## TASK INPUT
##########

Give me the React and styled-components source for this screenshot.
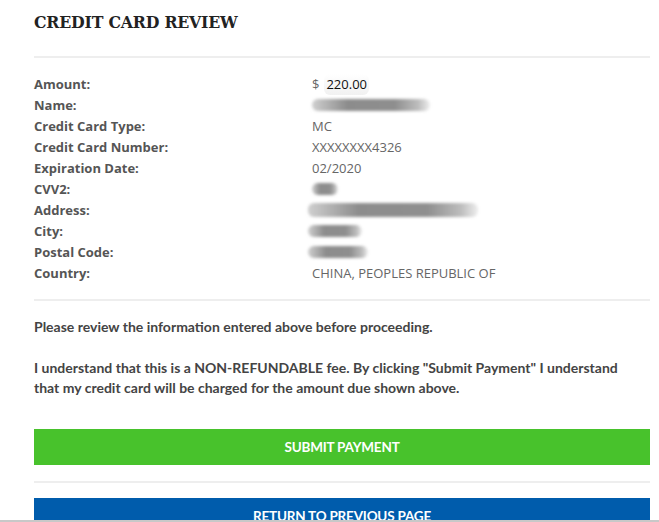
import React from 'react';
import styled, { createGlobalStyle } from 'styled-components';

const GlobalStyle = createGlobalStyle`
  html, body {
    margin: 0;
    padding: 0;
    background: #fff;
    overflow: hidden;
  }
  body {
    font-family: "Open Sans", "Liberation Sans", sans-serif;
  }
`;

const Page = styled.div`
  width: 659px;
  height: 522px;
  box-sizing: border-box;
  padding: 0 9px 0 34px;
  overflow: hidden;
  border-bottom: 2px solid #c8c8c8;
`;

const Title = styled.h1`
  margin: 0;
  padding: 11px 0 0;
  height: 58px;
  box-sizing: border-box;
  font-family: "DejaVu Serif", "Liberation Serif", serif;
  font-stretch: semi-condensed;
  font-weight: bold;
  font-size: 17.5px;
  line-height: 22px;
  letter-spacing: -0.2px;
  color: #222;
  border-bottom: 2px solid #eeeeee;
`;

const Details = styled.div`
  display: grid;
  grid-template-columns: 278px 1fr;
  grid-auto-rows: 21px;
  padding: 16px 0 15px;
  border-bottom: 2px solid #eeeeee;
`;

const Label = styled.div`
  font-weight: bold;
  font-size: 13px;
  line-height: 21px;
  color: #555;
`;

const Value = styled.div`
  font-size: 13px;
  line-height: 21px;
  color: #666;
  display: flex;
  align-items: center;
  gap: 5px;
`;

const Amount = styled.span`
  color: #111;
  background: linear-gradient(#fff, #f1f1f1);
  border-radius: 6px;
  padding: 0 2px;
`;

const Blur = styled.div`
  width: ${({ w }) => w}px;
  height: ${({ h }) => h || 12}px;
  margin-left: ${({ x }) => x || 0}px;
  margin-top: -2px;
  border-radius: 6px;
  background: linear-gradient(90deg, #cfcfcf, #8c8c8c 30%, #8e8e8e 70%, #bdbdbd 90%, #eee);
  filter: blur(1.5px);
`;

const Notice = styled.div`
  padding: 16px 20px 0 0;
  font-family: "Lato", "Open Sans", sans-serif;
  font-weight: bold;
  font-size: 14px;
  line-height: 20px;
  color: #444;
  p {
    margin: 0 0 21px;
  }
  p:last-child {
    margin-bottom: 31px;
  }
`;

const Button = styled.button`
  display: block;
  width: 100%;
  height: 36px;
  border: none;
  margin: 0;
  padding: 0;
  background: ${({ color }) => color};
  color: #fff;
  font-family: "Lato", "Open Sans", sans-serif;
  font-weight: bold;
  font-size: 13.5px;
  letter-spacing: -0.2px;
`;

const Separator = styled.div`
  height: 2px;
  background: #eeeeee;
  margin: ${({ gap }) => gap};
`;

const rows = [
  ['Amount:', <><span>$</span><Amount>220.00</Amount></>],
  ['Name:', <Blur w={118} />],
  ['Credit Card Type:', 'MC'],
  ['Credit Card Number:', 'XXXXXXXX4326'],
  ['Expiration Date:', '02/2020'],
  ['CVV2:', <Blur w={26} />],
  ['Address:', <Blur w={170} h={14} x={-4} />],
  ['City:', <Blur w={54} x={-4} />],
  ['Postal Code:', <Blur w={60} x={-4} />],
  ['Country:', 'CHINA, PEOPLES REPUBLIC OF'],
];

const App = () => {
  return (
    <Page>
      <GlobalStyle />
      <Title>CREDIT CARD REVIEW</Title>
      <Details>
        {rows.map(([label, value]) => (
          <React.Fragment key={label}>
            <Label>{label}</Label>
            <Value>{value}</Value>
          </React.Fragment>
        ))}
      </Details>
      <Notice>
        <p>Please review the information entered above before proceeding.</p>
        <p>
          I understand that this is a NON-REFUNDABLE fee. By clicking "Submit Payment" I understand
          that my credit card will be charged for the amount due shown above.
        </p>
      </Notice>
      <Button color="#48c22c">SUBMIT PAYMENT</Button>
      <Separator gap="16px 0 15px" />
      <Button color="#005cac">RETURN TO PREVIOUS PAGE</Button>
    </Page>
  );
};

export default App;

##########

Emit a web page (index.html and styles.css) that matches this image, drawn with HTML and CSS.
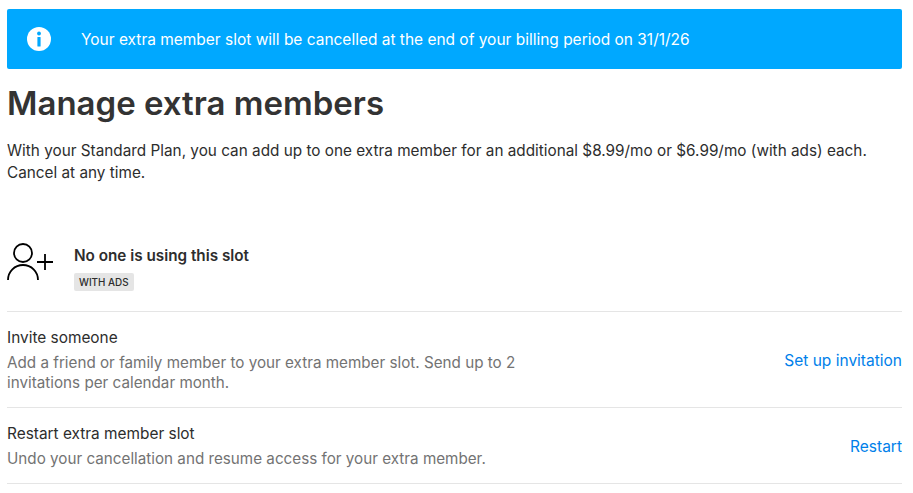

##########

## WHAT NEEDS TO BE DONE
Which lines in the records above contain the string "this"? Copy each one.

## SOLUTION
Give me the React and styled-components source for this screenshot.
          I understand that this is a NON-REFUNDABLE fee. By clicking "Submit Payment" I understand
Emit a web page (index.html and styles.css) that matches this image, drawn with HTML and CSS.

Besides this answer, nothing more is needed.